そこで、口腔内全体のプラークや歯石の除去を行うことで炎症のコントロールをし、下顎の前歯には咬合調整(噛み合わせの調整)を行いました。
難しい治療をしたわけではなく、基本的な治療を確実に行った結果、深い歯周ポケットや歯肉からの出血は改善し、歯周組織の治癒が認められたので、メインテナンスへと移行しました。
治療終了から現在まで、3ヵ月に1度のメインテナンスを行っております。
下の写真は先週メインテナンスにいらした時のものですが、著明な歯肉の炎症は認められず、健康的な状態が維持されています。
プラークコントロールも良好で、BOPも17%と安定しており、歯周病の再発等は認められませんでした。
初診時に外側に出ていた下顎前歯を見ていただくと、初診時には大分下がってしまっていた歯肉が、上の方に回復(クリーピング)してきているのも確認できます。

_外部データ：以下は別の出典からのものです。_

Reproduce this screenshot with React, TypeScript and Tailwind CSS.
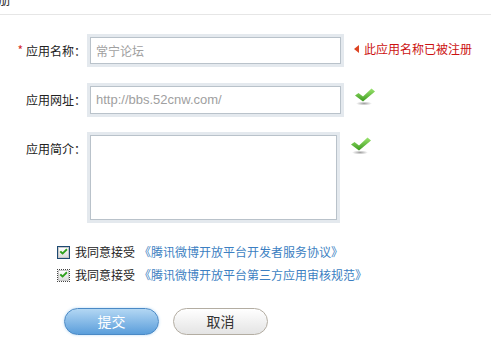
import React from "react";

const Check = () => (
  <svg width="22" height="18" viewBox="0 0 22 18">
    <defs>
      <linearGradient id="cg" x1="0" y1="0" x2="0" y2="1">
        <stop offset="0" stopColor="#9be56f" />
        <stop offset="1" stopColor="#3c9a1e" />
      </linearGradient>
      <radialGradient id="sh" cx="0.5" cy="0.5" r="0.5">
        <stop offset="0" stopColor="#888" stopOpacity="0.8" />
        <stop offset="1" stopColor="#888" stopOpacity="0" />
      </radialGradient>
    </defs>
    <ellipse cx="10" cy="15.5" rx="8" ry="2" fill="url(#sh)" />
    <path d="M1 7.5 L4.5 5 L9 8.5 L17.5 0.5 L21 3.5 L9 13.5 Z" fill="url(#cg)" />
  </svg>
);

const SmallCheck = () => (
  <svg width="9" height="8" viewBox="0 0 9 8">
    <path d="M0.5 4 L2 2.8 L3.6 4.3 L7.3 0.6 L8.6 1.9 L3.6 6.8 Z" fill="#2fa01d" />
  </svg>
);

const Box = ({ dotted }: { dotted?: boolean }) => (
  <div
    className={
      "w-[13px] h-[13px] flex items-center justify-center " +
      (dotted ? "border border-dotted border-[#444]" : "border border-[#1d4a73]")
    }
  >
    <div className="w-[11px] h-[11px] flex items-center justify-center bg-gradient-to-b from-[#ffffff] to-[#dcdcdc] border border-[#c8c8c8]">
      <SmallCheck />
    </div>
  </div>
);

export default function App() {
  const font = "font-['Noto_Sans_CJK_SC','Liberation_Sans',sans-serif]";
  return (
    <div className={"w-[491px] h-[343px] bg-white overflow-hidden text-[12px] text-[#222] " + font}>
      <div className="h-[15px] border-b border-[#e6e6e6] overflow-hidden">
        <div className="mt-[-9px] ml-[-2px] text-[13px] leading-[16px] text-[#333]">册</div>
      </div>

      <div className="mt-[19px] flex items-start">
        <div className="w-[87px] h-[33px] flex items-center justify-end pr-[1px]">
          <span className="text-[#d42a2a] mr-[3px] mt-[-2px]">*</span>
          <span>应用名称：</span>
        </div>
        <div className="w-[257px] h-[33px] p-[3px] bg-[#e4e9ee]">
          <div className="h-full border border-[#b9c2ca] bg-white flex items-center pl-[5px] text-[#a0a0a0] text-[12px]">
            常宁论坛
          </div>
        </div>
        <div className="ml-[10px] h-[30px] flex items-center text-[#cc1111]">
          <div className="w-0 h-0 border-y-[4px] border-y-transparent border-r-[5px] border-r-[#dd4422] mr-[5px]" />
          此应用名称已被注册
        </div>
      </div>

      <div className="mt-[16px] flex items-start">
        <div className="w-[87px] h-[33px] flex items-center justify-end pr-[1px]">
          <span>应用网址：</span>
        </div>
        <div className="w-[257px] h-[34px] p-[3px] bg-[#e4e9ee]">
          <div className="h-full border border-[#b9c2ca] bg-white flex items-center pl-[5px] text-[#a0a0a0] text-[13px] font-['Liberation_Sans',sans-serif]">
            http://bbs.52cnw.com/
          </div>
        </div>
        <div className="ml-[10px] mt-[5px]">
          <Check />
        </div>
      </div>

      <div className="mt-[15px] flex items-start">
        <div className="w-[87px] h-[33px] flex items-center justify-end pr-[1px]">
          <span>应用简介：</span>
        </div>
        <div className="w-[253px] h-[91px] p-[3px] bg-[#e4e9ee]">
          <div className="h-full border border-[#b9c2ca] bg-white" />
        </div>
        <div className="ml-[10px] mt-[5px]">
          <Check />
        </div>
      </div>

      <div className="mt-[19px] ml-[57px] flex flex-col gap-[3px]">
        <div className="flex items-center h-[20px]">
          <Box />
          <span className="ml-[5px]">我同意接受</span>
          <span className="ml-[4px] text-[#3c7fc2]">《腾讯微博开放平台开发者服务协议》</span>
        </div>
        <div className="flex items-center h-[20px]">
          <Box dotted />
          <span className="ml-[5px]">我同意接受</span>
          <span className="ml-[4px] text-[#3c7fc2]">《腾讯微博开放平台第三方应用审核规范》</span>
        </div>
      </div>

      <div className="mt-[23px] ml-[64px] flex gap-[14px]">
        <button className="w-[95px] h-[27px] rounded-full border border-[#4a89c5] bg-gradient-to-b from-[#b3d7f3] to-[#5a9edb] text-white text-[14px] shadow-[0_0_3px_#b9daf5]">
          提交
        </button>
        <button className="w-[95px] h-[27px] rounded-full border border-[#b3ada2] bg-gradient-to-b from-[#ffffff] to-[#e4e4e4] text-[#333] text-[14px]">
          取消
        </button>
      </div>
    </div>
  );
}
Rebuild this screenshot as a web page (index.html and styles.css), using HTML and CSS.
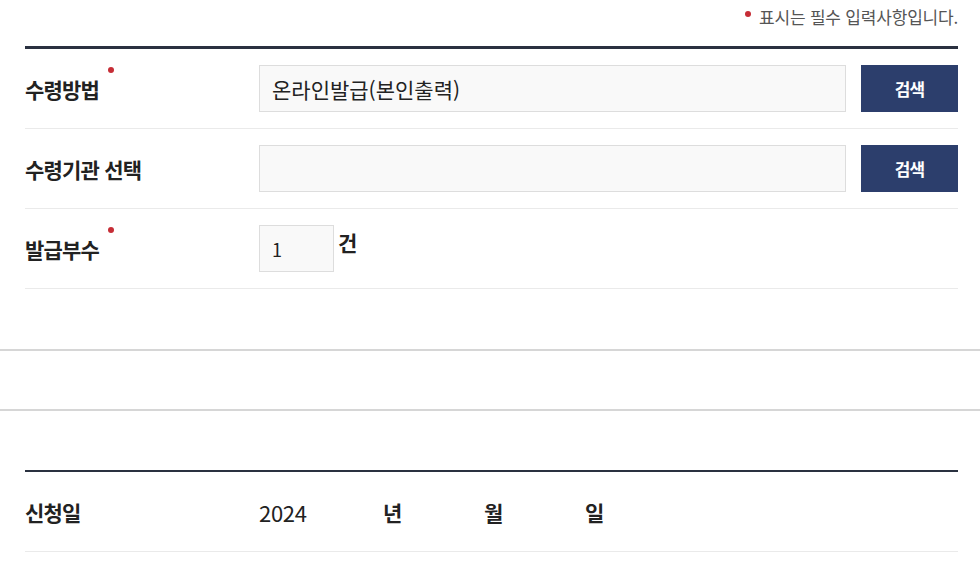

患者さんの適切なプラークコントロールと定期的なメインテナンスを行うことで、歯周病の再発を防ぐだけでなく、このような歯肉のレベルの改善が認められることもあります。
患者さんも写真を見て、その変化に驚いていました。
歯肉や歯槽骨といった歯周組織の反応はとても興味深いものです。
これからも経過を観察しながら、患者さんの口腔の健康を保てるようサポートしていきたいと思います。